As @tmtmtmtm wrote, if someone prefers to just use Memberships, there is no obligation to use group.

jpmckinney commented 9 years ago

Thanks to everyone for improving the motion and voting specs! There are a few possible new properties documented in the issue description. If demand increases for those properties, they will be added. The best candidates are currently VoteEvent#options and #method; the code list for #method will need more work, but we might base a first version on the code lists of the countries publishing this information.

girogiro commented 9 years ago

I miss the most an identifier property in Motion class. It is needed to determine whether the motion is already scraped or not when scraping new data. None of text, date or sources.url is guaranteed to be unique.

jpmckinney commented 9 years ago

What would be an example value of your identifier?

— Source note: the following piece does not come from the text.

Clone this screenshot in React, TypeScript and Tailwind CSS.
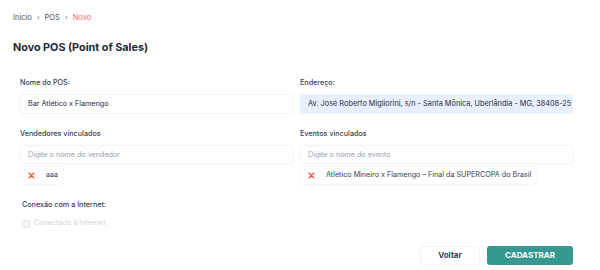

michalskop commented 9 years ago

The problem arises here: We use 1:1 mapping of motions to vote events (it is necessary, because the "requirement" is part of motion and not of a vote event, however the requirement may change for different vote events during a single topic). I create a motion (e.g., from http://www.psp.cz/sqw/hlasy.sqw?g=5000) and than I attach vote events (a single vote event in this case) to it. However, there is no identifier to find the right motion after it has been created. Sometimes there are more vote events/motions on a single link, like here: http://www.plasy.cz/e_download.php?file=data/editor/440cs_4.pdf&original=Zast1-2014.pdf

girogiro commented 9 years ago

I expect the identifier value would usually be an integer (position within a legislative session) or a value like 12/c, 2014/556.

jpmckinney commented 9 years ago

I've added a Motion#identifier property. Thanks for the examples!

girogiro commented 9 years ago

Thanks for adding! We are gonna use it immediately.